1. Practice to Wake Up

Use meditation practice to wake up, lean in, and face uncomfortable realities, which helps you gain agency, wisdom, and perspective.

2. Connect Inner & Outer Work

Recognize that individual inner work and understanding broader historical/cultural context are intertwined for true freedom, avoiding spiritual or cultural bypass.

3. Commit to Continuous Learning

Engage in a continuous, long-term process of learning and deepening understanding about complex issues, embracing a beginner’s mindset rather than expecting quick answers.

4. Embrace Messiness

Engage with the messiness of difficult conversations and societal issues rather than trying to push them away, as engagement is necessary for healing and progress.

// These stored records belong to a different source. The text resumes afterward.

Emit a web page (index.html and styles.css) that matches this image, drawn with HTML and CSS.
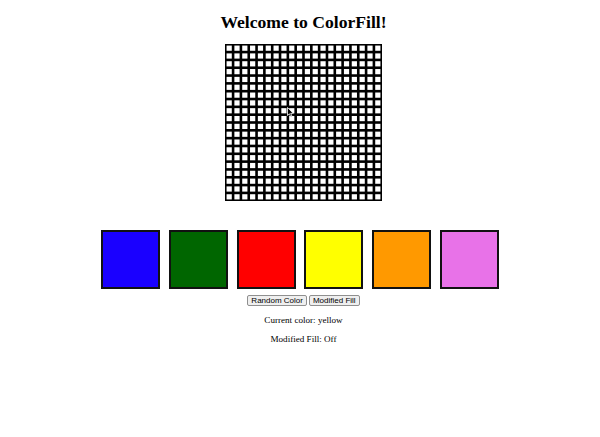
FILE: index.html
```html
<!DOCTYPE html>
<html lang="en">
<head>
<meta charset="utf-8">
<title>ColorFill</title>
<link rel="stylesheet" href="styles.css">
</head>
<body>
<main class="app">
  <h1 class="title">Welcome to ColorFill!</h1>
  <div class="board-wrap">
    <div class="board" id="board"></div>
    <svg class="cursor" width="7" height="11" viewBox="0 0 7 11" aria-hidden="true">
      <path d="M0.5 0.5 L0.5 8.5 L2.4 6.8 L3.8 10 L5 9.4 L3.7 6.3 L6.2 6.3 Z" fill="#000" stroke="#fff" stroke-width="0.8"/>
    </svg>
  </div>
  <div class="swatches">
    <div class="swatch blue"></div>
    <div class="swatch green"></div>
    <div class="swatch red"></div>
    <div class="swatch yellow"></div>
    <div class="swatch orange"></div>
    <div class="swatch violet"></div>
  </div>
  <div class="controls">
    <button class="btn" type="button">Random Color</button>
    <button class="btn" type="button">Modified Fill</button>
  </div>
  <p class="status">Current color: yellow</p>
  <p class="status">Modified Fill: Off</p>
</main>
<script src="script.js"></script>
</body>
</html>
```
FILE: styles.css
```css
html, body {
  margin: 0;
  padding: 0;
  background: #fff;
}
body {
  font-family: "Liberation Serif", "Times New Roman", serif;
  color: #000;
}
.app {
  display: flex;
  flex-direction: column;
  align-items: center;
  padding-left: 7px;
}
.title {
  font-size: 17.6px;
  font-weight: bold;
  margin: 12px 0 11px;
  line-height: 21px;
}
.board-wrap {
  position: relative;
  width: 157px;
  height: 157px;
}
.board {
  width: 301px;
  height: 301px;
  box-sizing: border-box;
  background: #000;
  padding: 3px;
  display: grid;
  grid-template-columns: repeat(20, 10px);
  grid-template-rows: repeat(20, 10px);
  gap: 5px;
  transform: scale(0.52159);
  transform-origin: 0 0;
}
.cell {
  background: #fff;
}
.cursor {
  position: absolute;
  left: 62px;
  top: 63px;
}
.swatches {
  display: flex;
  gap: 8.7px;
  margin: 29px 0 0 -7px;
}
.swatch {
  width: 59px;
  height: 59px;
  box-sizing: border-box;
  border: 2px solid #111;
}
.blue { background: #1a00ff; }
.green { background: #006600; }
.red { background: #ff0000; }
.yellow { background: #ffff00; }
.orange { background: #ff9900; }
.violet { background: #e872e8; }
.controls {
  display: flex;
  gap: 2px;
  margin-top: 6px;
}
.btn {
  font-family: "Liberation Sans", Arial, sans-serif;
  font-size: 8px;
  line-height: 9px;
  height: 11px;
  padding: 0 3px;
  background: #efefef;
  border: 1px solid #8f8f8f;
  border-radius: 2px;
  color: #000;
}
.status {
  font-size: 9.1px;
  line-height: 11px;
  margin: 8.5px 0 0;
}
```
FILE: script.js
```js
var board = document.getElementById('board');
for (var i = 0; i < 400; i++) {
  var c = document.createElement('div');
  c.className = 'cell';
  board.appendChild(c);
}
```
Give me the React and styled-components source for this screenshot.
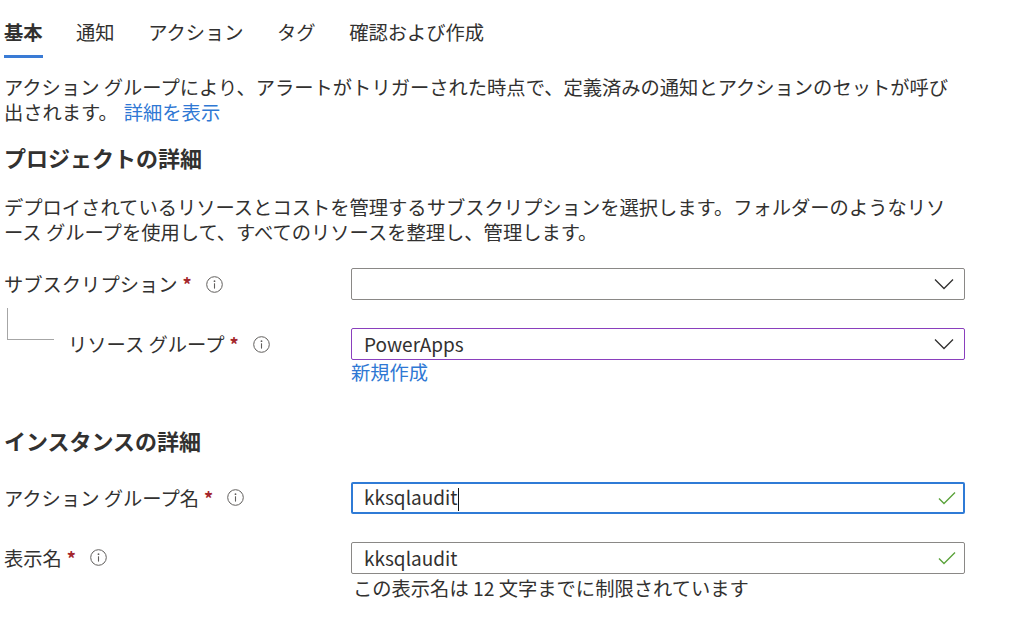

5. Shift from Shame to Curiosity

When personal biases or shortcomings arise, observe any shame without self-centeredness, then return to curiosity and interest to enable better decisions and engagement.

6. See Guilt as Centering Whiteness

Recognize that personal guilt and shame can center whiteness; instead, continuously pay attention to the daily experiences and systemic oppression of Black people.

7. Ground in the Body

Begin meditation practice by grounding in the body to stabilize the mind, allowing you to observe thoughts and emotions without being swept away or believing them.

8. Notice Unconscious Biases

Actively observe your initial thoughts about people, your media consumption, and where your attention is drawn, then question those assumptions to identify and address unconscious biases.

9. Unlearn Biases Consciously

Actively work to unlearn internalized biases by reading, studying, taking classes, and understanding the historical context of how these biases are absorbed from culture.

10. Diversify Information Sources

Examine your social media feeds and general media consumption; consciously seek out and learn from diverse perspectives, especially from people of color, to widen your understanding.

11. White People Talk to White People

White individuals should initiate and consistently process conversations about racial issues with other white people to avoid burdening people of color with education and emotional labor.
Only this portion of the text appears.